Außerdem versprach Faeser damals mehr Austausch und eine digitale Plattform für die bessere Koordination der Immobiliensuche. „Davon war für uns noch nichts zu merken“, sagt der Erfurter Bausewein.

Ohnehin entstand auch damals schon auf kommunaler Ebene der Eindruck, mit der falschen Ansprechpartnerin bedient zu sein. Und so ist es nun wieder. Reinhard Sager, Präsident des Deutschen Landkreistags, fordert einen Gipfel mit dem Bundeskanzler: „Nur er hat die übergreifende Kompetenz in allen uns berührenden Fragen – es geht schließlich auch um die Übernahme von Wohnkosten, Gesundheitskosten, Bauen und andere Themen.“

Das sagt die Opposition

Aus dem hessischen Main-Taunus-Kreis kam kürzlich ein öffentlicher Hilferuf der Verantwortlichen, adressiert an Bundeskanzler Scholz und den hessischen Ministerpräsidenten Boris Rhein (CDU). „Bezeichnend, dass die hessischen Kommunen ihre Hilferufe schon gar nicht mehr an die Innenministerin richten, sondern an den Bundeskanzler. Selbst sie glauben nicht an Faesers Migrationsgipfel, den sie auf Druck der Union jetzt angekündigt hat“, sagte Alexander Throm, innenpolitischer Sprecher der CDU/CSU-Fraktion, dem Tagesspiegel. „Faeser will hessische Ministerpräsidentin werden, aber als Innenministerin lässt sie ihre Heimat im Stich. Sie wirkt wie eine Getriebene und nicht wie jemand, die die Lage im Griff hat.“

In der Kritik: Die Bundesinnenministerin und Spitzenkandidatin der hessischen SPD Nancy Faeser.

© dpa/Hannes P Albert

Im November wurde zuletzt mit direkter Beteiligung des Kanzlers verhandelt.
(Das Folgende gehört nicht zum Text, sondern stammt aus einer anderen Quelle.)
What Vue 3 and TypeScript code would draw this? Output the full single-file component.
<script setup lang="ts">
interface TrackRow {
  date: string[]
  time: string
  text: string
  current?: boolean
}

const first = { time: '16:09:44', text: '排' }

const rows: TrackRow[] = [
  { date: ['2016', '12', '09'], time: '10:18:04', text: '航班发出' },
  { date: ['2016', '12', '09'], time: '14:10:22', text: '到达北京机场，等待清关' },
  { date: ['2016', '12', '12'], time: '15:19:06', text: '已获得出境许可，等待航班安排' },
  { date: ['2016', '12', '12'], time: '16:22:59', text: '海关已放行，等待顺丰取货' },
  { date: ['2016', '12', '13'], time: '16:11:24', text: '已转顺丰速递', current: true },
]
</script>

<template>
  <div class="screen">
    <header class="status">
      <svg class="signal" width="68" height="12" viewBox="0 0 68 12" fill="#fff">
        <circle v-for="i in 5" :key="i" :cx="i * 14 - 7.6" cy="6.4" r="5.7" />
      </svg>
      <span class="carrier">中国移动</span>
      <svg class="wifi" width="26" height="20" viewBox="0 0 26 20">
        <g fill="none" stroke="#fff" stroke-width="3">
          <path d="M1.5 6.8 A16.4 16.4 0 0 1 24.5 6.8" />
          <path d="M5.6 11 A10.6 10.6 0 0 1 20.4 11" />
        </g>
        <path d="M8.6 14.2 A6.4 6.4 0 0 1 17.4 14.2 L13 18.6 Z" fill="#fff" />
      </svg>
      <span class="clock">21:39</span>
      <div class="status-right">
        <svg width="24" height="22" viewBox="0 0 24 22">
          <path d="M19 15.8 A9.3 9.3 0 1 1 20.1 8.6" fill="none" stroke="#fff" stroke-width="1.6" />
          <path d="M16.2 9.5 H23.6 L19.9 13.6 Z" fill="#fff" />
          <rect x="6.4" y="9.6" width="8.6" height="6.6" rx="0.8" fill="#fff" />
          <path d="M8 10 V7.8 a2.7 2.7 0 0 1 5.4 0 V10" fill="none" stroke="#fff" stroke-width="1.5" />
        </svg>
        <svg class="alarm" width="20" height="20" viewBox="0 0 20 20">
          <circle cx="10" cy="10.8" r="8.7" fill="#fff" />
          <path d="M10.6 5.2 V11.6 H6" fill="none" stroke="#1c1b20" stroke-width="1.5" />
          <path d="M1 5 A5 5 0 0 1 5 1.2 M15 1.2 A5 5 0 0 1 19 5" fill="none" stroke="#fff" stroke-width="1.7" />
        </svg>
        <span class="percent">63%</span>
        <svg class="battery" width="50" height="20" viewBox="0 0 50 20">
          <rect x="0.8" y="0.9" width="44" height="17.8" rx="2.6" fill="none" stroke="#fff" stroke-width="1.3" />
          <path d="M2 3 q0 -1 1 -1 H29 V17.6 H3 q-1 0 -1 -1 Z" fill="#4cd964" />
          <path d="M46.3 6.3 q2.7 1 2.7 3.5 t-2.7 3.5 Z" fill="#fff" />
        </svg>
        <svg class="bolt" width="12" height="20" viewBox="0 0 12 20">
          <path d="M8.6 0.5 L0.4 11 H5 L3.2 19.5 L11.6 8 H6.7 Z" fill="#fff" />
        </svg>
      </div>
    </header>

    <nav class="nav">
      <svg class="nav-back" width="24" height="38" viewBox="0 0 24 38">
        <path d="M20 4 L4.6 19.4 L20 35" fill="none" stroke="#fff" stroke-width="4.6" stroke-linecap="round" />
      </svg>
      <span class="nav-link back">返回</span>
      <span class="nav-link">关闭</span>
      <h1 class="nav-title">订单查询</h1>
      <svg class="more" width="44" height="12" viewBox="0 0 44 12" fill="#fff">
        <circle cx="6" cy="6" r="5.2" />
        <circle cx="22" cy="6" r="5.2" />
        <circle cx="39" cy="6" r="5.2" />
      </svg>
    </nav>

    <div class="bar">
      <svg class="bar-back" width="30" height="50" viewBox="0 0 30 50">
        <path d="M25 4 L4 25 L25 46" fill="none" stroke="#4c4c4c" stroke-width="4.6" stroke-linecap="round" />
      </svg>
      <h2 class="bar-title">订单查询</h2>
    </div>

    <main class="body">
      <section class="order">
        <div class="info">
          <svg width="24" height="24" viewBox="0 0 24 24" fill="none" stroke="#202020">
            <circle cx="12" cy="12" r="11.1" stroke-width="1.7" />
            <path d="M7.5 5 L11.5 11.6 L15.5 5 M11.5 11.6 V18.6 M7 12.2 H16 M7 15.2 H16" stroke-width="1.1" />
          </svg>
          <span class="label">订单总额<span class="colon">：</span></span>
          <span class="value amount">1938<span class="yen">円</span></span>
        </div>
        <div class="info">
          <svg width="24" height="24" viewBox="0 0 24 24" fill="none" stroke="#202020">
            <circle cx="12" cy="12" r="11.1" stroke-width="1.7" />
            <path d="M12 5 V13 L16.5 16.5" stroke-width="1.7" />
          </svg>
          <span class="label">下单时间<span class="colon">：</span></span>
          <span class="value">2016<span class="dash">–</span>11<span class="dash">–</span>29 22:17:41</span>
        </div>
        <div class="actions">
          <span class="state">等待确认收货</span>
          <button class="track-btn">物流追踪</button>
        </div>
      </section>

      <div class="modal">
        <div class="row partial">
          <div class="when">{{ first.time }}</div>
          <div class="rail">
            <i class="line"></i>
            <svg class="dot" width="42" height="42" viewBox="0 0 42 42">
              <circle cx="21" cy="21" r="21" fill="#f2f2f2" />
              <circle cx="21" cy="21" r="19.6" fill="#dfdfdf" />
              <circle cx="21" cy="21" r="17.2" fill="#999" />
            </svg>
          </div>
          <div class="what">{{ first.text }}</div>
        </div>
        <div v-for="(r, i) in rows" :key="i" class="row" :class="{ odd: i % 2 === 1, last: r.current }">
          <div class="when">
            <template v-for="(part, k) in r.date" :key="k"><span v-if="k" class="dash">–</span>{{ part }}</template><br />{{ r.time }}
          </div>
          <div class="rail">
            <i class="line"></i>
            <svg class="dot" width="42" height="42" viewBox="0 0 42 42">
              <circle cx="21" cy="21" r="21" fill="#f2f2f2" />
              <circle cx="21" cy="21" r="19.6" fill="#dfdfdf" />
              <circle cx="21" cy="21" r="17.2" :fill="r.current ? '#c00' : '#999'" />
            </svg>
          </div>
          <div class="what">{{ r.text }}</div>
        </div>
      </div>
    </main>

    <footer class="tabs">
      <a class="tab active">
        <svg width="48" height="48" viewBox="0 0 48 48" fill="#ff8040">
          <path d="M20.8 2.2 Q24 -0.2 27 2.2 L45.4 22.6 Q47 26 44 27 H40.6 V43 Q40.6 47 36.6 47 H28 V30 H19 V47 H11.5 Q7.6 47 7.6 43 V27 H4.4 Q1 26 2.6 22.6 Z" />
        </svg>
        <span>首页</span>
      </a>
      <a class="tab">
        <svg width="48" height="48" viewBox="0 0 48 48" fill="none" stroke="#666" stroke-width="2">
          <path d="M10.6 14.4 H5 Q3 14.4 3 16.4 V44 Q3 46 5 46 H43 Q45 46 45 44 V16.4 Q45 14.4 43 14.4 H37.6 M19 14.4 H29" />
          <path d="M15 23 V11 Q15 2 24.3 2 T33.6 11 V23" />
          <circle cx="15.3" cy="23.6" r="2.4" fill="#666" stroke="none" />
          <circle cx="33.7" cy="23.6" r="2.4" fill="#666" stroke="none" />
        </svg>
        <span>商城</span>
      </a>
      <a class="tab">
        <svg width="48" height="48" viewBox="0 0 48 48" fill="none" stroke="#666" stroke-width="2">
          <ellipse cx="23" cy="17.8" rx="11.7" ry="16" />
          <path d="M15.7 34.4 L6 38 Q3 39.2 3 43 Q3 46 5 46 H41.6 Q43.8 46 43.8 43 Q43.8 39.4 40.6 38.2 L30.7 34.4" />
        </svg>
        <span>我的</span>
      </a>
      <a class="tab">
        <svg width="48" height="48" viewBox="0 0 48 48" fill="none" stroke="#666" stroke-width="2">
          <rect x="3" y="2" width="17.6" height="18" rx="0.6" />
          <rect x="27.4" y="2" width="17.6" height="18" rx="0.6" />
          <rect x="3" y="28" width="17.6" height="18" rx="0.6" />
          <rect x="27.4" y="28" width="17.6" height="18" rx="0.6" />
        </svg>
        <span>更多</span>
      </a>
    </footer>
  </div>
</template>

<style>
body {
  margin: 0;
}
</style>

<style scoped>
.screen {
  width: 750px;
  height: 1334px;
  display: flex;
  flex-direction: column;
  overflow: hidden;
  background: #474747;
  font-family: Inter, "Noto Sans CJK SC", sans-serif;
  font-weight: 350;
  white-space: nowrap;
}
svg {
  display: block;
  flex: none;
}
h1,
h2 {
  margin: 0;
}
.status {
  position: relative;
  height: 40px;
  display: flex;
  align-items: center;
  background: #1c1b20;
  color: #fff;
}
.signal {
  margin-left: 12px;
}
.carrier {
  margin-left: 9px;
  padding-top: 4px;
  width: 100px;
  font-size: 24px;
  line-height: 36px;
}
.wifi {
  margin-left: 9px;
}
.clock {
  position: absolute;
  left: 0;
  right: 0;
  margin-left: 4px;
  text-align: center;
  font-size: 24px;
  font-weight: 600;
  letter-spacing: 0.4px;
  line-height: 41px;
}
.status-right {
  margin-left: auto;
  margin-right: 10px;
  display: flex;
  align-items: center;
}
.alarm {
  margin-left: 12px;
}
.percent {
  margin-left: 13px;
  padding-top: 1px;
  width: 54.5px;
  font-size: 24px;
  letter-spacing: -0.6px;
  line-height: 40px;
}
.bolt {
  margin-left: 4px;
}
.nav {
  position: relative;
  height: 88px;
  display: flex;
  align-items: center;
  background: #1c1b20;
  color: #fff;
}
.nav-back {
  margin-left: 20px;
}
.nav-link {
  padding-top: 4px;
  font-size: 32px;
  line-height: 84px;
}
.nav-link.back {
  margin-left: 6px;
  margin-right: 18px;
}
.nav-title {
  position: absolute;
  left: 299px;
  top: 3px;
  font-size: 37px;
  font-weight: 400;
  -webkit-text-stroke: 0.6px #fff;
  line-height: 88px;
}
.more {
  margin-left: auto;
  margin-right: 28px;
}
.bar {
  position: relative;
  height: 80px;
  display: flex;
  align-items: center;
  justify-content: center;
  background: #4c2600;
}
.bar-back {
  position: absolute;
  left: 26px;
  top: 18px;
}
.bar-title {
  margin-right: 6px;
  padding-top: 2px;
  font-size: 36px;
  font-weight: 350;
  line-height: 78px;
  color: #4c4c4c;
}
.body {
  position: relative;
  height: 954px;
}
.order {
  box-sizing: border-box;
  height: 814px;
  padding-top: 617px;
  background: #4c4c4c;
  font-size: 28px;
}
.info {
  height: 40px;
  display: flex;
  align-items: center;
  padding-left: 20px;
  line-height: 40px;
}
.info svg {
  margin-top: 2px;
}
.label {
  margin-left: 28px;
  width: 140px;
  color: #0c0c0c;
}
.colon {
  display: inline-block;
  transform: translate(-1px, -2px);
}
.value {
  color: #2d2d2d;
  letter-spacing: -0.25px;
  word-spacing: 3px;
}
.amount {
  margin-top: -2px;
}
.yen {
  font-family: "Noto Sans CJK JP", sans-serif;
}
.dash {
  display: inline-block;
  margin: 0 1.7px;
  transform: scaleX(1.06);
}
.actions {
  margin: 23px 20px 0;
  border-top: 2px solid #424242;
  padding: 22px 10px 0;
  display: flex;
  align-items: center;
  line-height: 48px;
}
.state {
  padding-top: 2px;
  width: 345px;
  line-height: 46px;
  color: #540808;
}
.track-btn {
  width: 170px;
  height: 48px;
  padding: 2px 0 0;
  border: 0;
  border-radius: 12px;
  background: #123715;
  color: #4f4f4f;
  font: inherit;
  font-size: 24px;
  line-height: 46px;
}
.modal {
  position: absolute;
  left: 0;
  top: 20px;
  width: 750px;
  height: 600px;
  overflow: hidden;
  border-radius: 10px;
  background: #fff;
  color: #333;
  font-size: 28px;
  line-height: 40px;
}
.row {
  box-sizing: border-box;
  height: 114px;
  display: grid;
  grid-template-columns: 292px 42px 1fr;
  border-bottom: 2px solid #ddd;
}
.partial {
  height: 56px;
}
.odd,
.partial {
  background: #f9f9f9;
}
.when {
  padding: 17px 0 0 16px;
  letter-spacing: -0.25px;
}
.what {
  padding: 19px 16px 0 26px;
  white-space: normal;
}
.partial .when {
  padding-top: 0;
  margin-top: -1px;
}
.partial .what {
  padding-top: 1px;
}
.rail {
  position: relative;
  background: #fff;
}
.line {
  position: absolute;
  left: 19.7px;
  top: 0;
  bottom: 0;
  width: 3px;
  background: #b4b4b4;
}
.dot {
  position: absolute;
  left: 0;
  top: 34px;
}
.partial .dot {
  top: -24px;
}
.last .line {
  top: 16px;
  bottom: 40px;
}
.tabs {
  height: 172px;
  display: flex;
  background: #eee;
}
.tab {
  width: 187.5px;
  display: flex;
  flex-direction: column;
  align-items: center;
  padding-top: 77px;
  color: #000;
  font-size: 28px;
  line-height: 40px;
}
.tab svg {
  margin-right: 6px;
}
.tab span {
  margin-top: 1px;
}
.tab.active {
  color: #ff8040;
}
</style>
Beim Bund-Länder-Gipfel über eine Vielzahl von Streitthemen versprach der Bund je weitere 1,5 Milliarden Euro für 2022 und 2023 zur Unterbringung und Versorgung der Geflüchteten aus der Ukraine.

Außerdem einigten die Beteiligten sich auf 1,25 Milliarden Euro zusätzlich pro Jahr ab 2023 für Geflüchtete aus anderen Staaten.

Und auch wenn Faeser nicht die Herrin der Staatsschatulle ist: Mit Nachforderungen beim nun angekündigten Gipfel im Innenministerium ist zu rechnen.